8. Newton's Law of Gravitation

Introduction and Summary

There is one other major law due to Newton that will be used in this course and this is his famous Law of Universal Gravitation. It deals with the force between any two massive objects. We will use the Law of Universal Gravitation together with Newton's Laws of Motion to discuss a variety of problems involving the motion of large objects like the Earth moving in orbit about the Sun as well as small objects like the famous apple falling from a tree. Also it will be shown that Newton's 3rd Law of Motion follows as a consequence of Newton's Law of Universal Gravitation.

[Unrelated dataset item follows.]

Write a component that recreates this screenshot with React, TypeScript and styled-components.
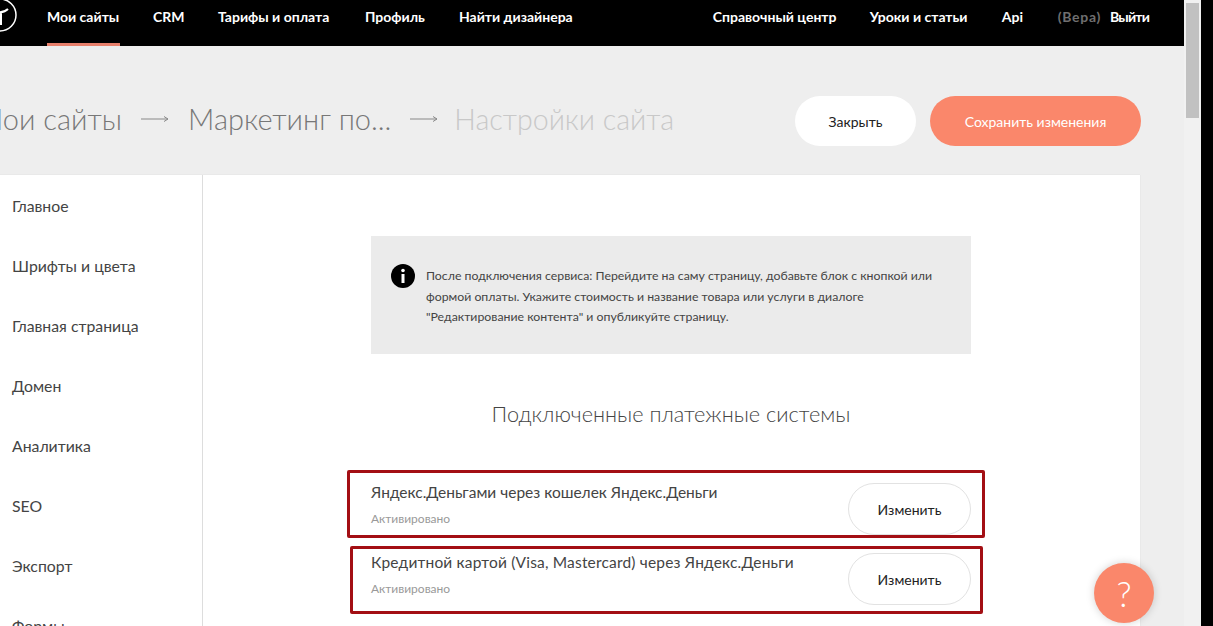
import styled, { createGlobalStyle } from "styled-components";

const GlobalStyle = createGlobalStyle`
    html, body {
        margin: 0;
        padding: 0;
        background: #000;
    }
    * {
        box-sizing: border-box;
    }
    body {
        font-family: "Lato", "Noto Sans", sans-serif;
    }
`;

const Screen = styled.div`
    display: flex;
    width: 1213px;
    height: 626px;
    overflow: hidden;
    background: #000;
`;

const Main = styled.div`
    position: relative;
    width: 1184px;
    height: 626px;
    overflow: hidden;
    background: #eeeeee;
`;

const ScrollTrack = styled.div`
    width: 17px;
    height: 626px;
    padding: 3px 2px;
    background: #f1f1f1;
`;

const ScrollThumb = styled.div`
    height: 115px;
    background: #c1c1c1;
`;

const TopBar = styled.nav`
    display: flex;
    justify-content: space-between;
    height: 46px;
    padding-right: 35px;
    background: #000;
`;

const NavGroup = styled.div`
    display: flex;
    gap: 33px;
`;

const Logo = styled.svg`
    flex: none;
    width: 34px;
    height: 34px;
    margin: -2px -3px 0 -17px;
`;

const NavLink = styled.a<{ $active?: boolean; $width: number }>`
    width: ${props => props.$width}px;
    height: 46px;
    padding-top: 8px;
    border-bottom: 3px solid ${props => (props.$active ? "#e8806c" : "transparent")};
    color: #fff;
    font-size: 14px;
    line-height: 18px;
    font-weight: 700;
    white-space: nowrap;
`;

const UserBlock = styled.div`
    display: flex;
    gap: 9px;
    padding-top: 8px;
    font-size: 14px;
    line-height: 18px;
    font-weight: 700;
    color: #fff;
`;

const UserName = styled.span`
    color: #6f6f6f;
    letter-spacing: 0.7px;
`;

const Logout = styled.span`
    letter-spacing: -0.8px;
`;

const HeadRow = styled.div`
    display: flex;
    align-items: center;
    height: 129px;
    padding: 21px 43px 0 0;
`;

const Crumbs = styled.div`
    display: flex;
    flex: 1;
    align-items: center;
    gap: 19px;
    margin: -4px 0 0 -23px;
`;

const Crumb = styled.span<{ $current?: boolean }>`
    margin-left: ${props => (props.$current ? "-3px" : "0")};
    color: ${props => (props.$current ? "#c8c8c8" : "#777")};
    font-size: ${props => (props.$current ? "28.6px" : "29px")};
    font-weight: 300;
    line-height: 34px;
    white-space: nowrap;
`;

const CrumbArrow = styled.svg`
    flex: none;
    width: 28px;
    height: 10px;
`;

const HeadButtons = styled.div`
    display: flex;
    gap: 14px;
`;

const PillButton = styled.button<{ $primary?: boolean; $width: number }>`
    width: ${props => props.$width}px;
    height: 50px;
    padding: 0;
    border: 0;
    border-radius: 25px;
    background: ${props => (props.$primary ? "#fa876b" : "#fff")};
    color: ${props => (props.$primary ? "#fff" : "#222")};
    font-family: inherit;
    font-size: 14px;
`;

const Card = styled.div`
    display: flex;
    width: 1140px;
    height: 451px;
    background: #fff;
    box-shadow: 0 0 1px rgba(0, 0, 0, 0.12);
`;

const SideMenu = styled.ul`
    flex: none;
    width: 203px;
    margin: 0;
    padding: 1px 0 0 12px;
    list-style: none;
    border-right: 1px solid #ddd;
`;

const SideItem = styled.li`
    height: 60px;
    color: #444;
    font-size: 15.8px;
    line-height: 60px;
`;

const Content = styled.div`
    display: flex;
    flex: 1;
    flex-direction: column;
    align-items: center;
    padding: 61px 1px 0 0;
`;

const Column = styled.div`
    width: 600px;
`;

const InfoBox = styled.div`
    display: flex;
    gap: 11px;
    height: 118px;
    padding: 28px 20px 0;
    background: #ebebeb;
`;

const InfoIcon = styled.svg`
    flex: none;
    width: 24px;
    height: 24px;
`;

const InfoText = styled.p`
    margin: 2px 0 0;
    color: #444;
    font-size: 12.3px;
    line-height: 20.5px;
`;

const SectionTitle = styled.h2`
    margin: 45px 0 54px;
    color: #444;
    font-size: 21.7px;
    line-height: 30px;
    font-weight: 300;
    text-align: center;
`;

const PayRow = styled.div`
    position: relative;
    display: flex;
    justify-content: space-between;
    height: 52px;
    margin-bottom: 18px;
`;

const PayInfo = styled.div`
    display: flex;
    flex-direction: column;
    gap: 9px;
`;

const PayTitle = styled.div<{ $spacing?: number }>`
    margin-top: -1px;
    color: #444;
    font-size: 15.5px;
    line-height: 20px;
    letter-spacing: ${props => props.$spacing ?? 0}px;
`;

const PayStatus = styled.div`
    color: #999;
    font-size: 12px;
    line-height: 16px;
`;

const EditButton = styled.button`
    width: 123px;
    height: 52px;
    padding: 0;
    border: 1px solid #e2e2e2;
    border-radius: 26px;
    background: #fff;
    color: #222;
    font-family: inherit;
    font-size: 14px;
`;

const Annotation = styled.div<{ $inset: string }>`
    position: absolute;
    inset: ${props => props.$inset};
    border: 3px solid #a30f14;
    border-radius: 2px;
    pointer-events: none;
`;

const HelpButton = styled.div`
    position: absolute;
    left: 1094px;
    top: 563px;
    display: flex;
    align-items: center;
    justify-content: center;
    width: 60px;
    height: 60px;
    border-radius: 50%;
    background: #fa876b;
    box-shadow: 0 0 8px rgba(0, 0, 0, 0.18);
    color: #fff;
    font-size: 35px;
    font-weight: 300;
`;

const Arrow = () => (
    <CrumbArrow viewBox="0 0 28 10">
        <path d="M0 5H27M23 2.5L27 5L23 7.5" fill="none" stroke="#888" strokeWidth="1" />
    </CrumbArrow>
);

const mainLinks = [
    { label: "Мои сайты", width: 73, active: true },
    { label: "CRM", width: 32 },
    { label: "Тарифы и оплата", width: 114 },
    { label: "Профиль", width: 61 },
    { label: "Найти дизайнера", width: 117 },
];

const helpLinks = [
    { label: "Справочный центр", width: 124 },
    { label: "Уроки и статьи", width: 99 },
    { label: "Api", width: 23 },
];

const sections = ["Главное", "Шрифты и цвета", "Главная страница", "Домен", "Аналитика", "SEO", "Экспорт", "Формы"];

const App = () => {
    return (
        <Screen>
            <GlobalStyle />
            <Main>
                <TopBar>
                    <NavGroup>
                        <Logo viewBox="0 0 34 34">
                            <circle cx="17" cy="17" r="16" fill="none" stroke="#fff" strokeWidth="1.5" />
                            <path d="M9 13C13 15 21 15 25 11M18 14V27" fill="none" stroke="#fff" strokeWidth="2" />
                        </Logo>
                        {mainLinks.map(link => (
                            <NavLink key={link.label} $active={link.active} $width={link.width}>
                                {link.label}
                            </NavLink>
                        ))}
                    </NavGroup>
                    <NavGroup>
                        {helpLinks.map(link => (
                            <NavLink key={link.label} $width={link.width}>
                                {link.label}
                            </NavLink>
                        ))}
                        <UserBlock>
                            <UserName>(Вера)</UserName>
                            <Logout>Выйти</Logout>
                        </UserBlock>
                    </NavGroup>
                </TopBar>
                <HeadRow>
                    <Crumbs>
                        <Crumb>Мои сайты</Crumb>
                        <Arrow />
                        <Crumb>Маркетинг по...</Crumb>
                        <Arrow />
                        <Crumb $current>Настройки сайта</Crumb>
                    </Crumbs>
                    <HeadButtons>
                        <PillButton $width={121}>Закрыть</PillButton>
                        <PillButton $primary $width={211}>Сохранить изменения</PillButton>
                    </HeadButtons>
                </HeadRow>
                <Card>
                    <SideMenu>
                        {sections.map(item => (
                            <SideItem key={item}>{item}</SideItem>
                        ))}
                    </SideMenu>
                    <Content>
                        <Column>
                            <InfoBox>
                                <InfoIcon viewBox="0 0 24 24">
                                    <circle cx="12" cy="12" r="12" fill="#000" />
                                    <rect x="10.5" y="10" width="3" height="9" fill="#fff" />
                                    <circle cx="12" cy="6.5" r="1.8" fill="#fff" />
                                </InfoIcon>
                                <InfoText>
                                    После подключения сервиса: Перейдите на саму страницу, добавьте блок с кнопкой или
                                    формой оплаты. Укажите стоимость и название товара или услуги в диалоге
                                    "Редактирование контента" и опубликуйте страницу.
                                </InfoText>
                            </InfoBox>
                            <SectionTitle>Подключенные платежные системы</SectionTitle>
                            <PayRow>
                                <PayInfo>
                                    <PayTitle>Яндекс.Деньгами через кошелек Яндекс.Деньги</PayTitle>
                                    <PayStatus>Активировано</PayStatus>
                                </PayInfo>
                                <EditButton>Изменить</EditButton>
                                <Annotation $inset="-13px -14px -3px -24px" />
                            </PayRow>
                            <PayRow>
                                <PayInfo>
                                    <PayTitle $spacing={0.18}>Кредитной картой (Visa, Mastercard) через Яндекс.Деньги</PayTitle>
                                    <PayStatus>Активировано</PayStatus>
                                </PayInfo>
                                <EditButton>Изменить</EditButton>
                                <Annotation $inset="-7px -12px -9px -21px" />
                            </PayRow>
                        </Column>
                    </Content>
                </Card>
                <HelpButton>?</HelpButton>
            </Main>
            <ScrollTrack>
                <ScrollThumb />
            </ScrollTrack>
        </Screen>
    );
};

export default App;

Some additional topics that related to Newton's 1st and 2nd Laws of Motion also will be discussed. In particular, the concept of the Non-Inertia Reference Frame will be introduced and why it is useful. Also it will be shown how Newton's 1st Law and 2nd Law are NOT valid in Non-Inertial Reference Frames. It will be shown what is necessary to "fix-up" Newton's 2nd Law so it works in Non-Inertial Reference Frames. In particular, the examples of accelerated cars and elevators are used to illustrate the concept of the Non-Inertial Frame.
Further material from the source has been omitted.